SHORT PROBLEM:
Keep only the lines where "that" appears.

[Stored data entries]

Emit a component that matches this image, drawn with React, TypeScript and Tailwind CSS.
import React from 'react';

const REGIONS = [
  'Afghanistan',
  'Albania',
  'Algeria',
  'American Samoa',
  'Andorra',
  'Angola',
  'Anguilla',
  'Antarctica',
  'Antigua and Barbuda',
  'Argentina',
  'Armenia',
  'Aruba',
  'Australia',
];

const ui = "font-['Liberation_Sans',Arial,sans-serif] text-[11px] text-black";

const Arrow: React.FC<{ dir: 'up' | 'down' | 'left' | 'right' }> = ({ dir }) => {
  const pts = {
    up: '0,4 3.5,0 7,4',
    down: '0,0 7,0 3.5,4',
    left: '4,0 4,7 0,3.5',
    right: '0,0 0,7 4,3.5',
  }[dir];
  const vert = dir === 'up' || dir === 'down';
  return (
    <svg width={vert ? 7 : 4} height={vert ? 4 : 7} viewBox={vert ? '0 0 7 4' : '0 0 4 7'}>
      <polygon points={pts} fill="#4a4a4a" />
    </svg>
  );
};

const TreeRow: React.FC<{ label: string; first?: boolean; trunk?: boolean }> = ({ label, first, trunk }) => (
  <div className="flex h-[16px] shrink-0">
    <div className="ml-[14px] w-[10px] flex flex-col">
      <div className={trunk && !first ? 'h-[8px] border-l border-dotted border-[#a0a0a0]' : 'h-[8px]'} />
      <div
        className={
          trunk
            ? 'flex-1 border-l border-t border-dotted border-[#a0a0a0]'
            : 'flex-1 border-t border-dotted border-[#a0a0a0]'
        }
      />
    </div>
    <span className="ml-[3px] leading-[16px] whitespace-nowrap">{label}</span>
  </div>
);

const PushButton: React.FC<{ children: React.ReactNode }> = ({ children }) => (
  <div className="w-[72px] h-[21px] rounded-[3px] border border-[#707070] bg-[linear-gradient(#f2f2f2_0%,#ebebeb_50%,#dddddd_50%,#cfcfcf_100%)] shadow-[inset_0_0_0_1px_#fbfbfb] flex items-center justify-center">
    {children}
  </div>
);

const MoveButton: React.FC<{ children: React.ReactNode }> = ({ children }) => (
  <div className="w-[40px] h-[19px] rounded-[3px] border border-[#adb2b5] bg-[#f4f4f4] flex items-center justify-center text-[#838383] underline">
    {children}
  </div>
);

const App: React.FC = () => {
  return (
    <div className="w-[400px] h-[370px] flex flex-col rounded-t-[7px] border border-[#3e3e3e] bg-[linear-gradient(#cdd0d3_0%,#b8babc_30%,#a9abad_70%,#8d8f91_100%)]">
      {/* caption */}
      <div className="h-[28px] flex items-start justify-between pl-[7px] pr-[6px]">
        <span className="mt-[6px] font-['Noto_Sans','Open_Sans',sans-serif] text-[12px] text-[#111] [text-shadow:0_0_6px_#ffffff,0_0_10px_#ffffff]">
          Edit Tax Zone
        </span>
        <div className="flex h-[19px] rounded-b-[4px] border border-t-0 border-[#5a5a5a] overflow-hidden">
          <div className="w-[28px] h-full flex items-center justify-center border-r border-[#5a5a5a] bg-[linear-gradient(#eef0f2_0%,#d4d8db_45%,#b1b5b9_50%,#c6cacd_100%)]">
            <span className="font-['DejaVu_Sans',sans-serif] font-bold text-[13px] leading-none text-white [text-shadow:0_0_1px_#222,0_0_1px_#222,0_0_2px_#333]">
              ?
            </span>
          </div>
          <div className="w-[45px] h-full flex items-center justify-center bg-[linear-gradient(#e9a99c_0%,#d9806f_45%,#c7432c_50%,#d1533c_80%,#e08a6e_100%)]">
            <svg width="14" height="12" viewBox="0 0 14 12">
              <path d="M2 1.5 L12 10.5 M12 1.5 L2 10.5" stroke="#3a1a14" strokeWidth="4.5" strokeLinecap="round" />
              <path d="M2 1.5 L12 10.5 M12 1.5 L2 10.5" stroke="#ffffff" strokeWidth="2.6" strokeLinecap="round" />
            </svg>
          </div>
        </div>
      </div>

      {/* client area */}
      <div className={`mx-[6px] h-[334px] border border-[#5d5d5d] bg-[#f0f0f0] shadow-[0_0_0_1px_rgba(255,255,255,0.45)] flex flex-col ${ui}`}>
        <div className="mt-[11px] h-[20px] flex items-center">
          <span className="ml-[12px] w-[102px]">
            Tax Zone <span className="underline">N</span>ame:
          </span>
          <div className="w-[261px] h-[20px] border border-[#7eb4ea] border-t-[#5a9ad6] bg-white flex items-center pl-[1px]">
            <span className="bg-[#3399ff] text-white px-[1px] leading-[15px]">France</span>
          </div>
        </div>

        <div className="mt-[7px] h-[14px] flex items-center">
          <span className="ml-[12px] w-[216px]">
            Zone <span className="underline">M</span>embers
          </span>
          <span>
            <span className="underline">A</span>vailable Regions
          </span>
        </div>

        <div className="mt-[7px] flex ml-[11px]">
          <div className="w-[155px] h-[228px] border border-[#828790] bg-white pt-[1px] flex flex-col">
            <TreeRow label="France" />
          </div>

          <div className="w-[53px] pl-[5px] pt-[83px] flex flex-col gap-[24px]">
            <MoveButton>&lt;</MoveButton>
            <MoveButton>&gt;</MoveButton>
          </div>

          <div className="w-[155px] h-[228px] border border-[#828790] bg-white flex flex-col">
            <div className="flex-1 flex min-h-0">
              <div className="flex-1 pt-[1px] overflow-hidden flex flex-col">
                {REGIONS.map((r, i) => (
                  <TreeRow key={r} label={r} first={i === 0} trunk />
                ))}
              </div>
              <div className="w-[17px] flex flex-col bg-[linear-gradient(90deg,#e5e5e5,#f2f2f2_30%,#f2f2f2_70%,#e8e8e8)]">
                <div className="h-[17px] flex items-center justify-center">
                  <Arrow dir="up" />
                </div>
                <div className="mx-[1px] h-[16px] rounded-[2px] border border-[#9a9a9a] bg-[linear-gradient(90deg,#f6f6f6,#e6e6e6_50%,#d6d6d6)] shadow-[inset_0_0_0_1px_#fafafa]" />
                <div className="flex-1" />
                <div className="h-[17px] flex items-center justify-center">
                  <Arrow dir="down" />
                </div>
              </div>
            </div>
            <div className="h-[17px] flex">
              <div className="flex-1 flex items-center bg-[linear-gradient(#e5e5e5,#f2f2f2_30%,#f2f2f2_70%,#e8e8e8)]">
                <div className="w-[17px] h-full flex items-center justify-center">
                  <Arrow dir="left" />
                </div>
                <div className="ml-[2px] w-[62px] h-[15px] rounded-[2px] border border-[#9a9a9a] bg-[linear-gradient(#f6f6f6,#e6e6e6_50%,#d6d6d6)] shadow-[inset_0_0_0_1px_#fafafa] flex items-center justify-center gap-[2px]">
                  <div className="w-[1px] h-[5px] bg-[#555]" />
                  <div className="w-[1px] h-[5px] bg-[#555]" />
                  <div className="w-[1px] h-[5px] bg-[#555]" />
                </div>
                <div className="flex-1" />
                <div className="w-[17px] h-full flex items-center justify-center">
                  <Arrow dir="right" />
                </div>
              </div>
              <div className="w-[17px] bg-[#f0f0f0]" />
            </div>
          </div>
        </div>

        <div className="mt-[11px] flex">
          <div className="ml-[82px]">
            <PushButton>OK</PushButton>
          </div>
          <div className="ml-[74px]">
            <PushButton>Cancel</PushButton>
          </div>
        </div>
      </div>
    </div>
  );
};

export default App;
==
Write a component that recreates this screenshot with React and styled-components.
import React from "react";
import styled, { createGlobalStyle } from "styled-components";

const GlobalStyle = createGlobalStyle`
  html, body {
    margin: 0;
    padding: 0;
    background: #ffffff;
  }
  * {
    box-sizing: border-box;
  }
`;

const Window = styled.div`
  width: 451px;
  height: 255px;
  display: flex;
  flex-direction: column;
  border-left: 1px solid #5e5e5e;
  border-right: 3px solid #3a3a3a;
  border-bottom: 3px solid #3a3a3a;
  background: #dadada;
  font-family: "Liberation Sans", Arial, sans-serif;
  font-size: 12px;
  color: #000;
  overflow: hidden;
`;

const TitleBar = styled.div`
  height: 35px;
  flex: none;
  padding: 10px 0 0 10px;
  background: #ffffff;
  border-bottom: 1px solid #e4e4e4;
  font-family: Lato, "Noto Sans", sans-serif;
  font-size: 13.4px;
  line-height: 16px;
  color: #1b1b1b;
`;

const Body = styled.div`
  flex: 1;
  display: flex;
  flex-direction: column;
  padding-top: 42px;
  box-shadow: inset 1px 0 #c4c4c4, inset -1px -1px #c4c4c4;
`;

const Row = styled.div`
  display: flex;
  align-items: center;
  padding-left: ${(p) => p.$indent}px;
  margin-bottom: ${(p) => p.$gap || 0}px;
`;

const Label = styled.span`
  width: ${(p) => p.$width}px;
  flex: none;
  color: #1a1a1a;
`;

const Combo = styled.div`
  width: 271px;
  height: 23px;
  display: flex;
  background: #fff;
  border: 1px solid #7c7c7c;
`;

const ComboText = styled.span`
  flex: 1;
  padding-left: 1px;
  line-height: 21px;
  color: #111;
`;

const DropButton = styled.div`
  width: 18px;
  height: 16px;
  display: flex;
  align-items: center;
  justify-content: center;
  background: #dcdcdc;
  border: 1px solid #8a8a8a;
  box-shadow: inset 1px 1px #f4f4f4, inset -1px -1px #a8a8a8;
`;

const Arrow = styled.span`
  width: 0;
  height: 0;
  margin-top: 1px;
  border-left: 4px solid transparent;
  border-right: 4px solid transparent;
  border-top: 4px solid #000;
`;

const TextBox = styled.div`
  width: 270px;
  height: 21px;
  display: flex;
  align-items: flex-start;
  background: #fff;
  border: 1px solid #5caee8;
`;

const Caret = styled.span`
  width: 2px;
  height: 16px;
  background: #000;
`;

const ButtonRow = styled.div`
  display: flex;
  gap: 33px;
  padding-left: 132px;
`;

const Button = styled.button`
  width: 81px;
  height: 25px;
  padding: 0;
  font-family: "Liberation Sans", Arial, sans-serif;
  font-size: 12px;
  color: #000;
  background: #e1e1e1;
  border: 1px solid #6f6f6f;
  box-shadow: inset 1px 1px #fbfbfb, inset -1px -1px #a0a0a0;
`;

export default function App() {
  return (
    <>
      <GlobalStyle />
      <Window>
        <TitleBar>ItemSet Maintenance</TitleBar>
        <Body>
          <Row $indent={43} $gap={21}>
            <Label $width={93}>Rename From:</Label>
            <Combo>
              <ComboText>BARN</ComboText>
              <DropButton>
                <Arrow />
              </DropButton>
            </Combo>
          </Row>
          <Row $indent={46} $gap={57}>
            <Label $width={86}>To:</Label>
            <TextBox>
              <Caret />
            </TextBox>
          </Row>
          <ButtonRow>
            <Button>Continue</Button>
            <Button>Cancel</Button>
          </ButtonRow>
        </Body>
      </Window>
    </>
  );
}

COMPLETED TASK:
Emit a component that matches this image, drawn with React, TypeScript and Tailwind CSS.
Write a component that recreates this screenshot with React and styled-components.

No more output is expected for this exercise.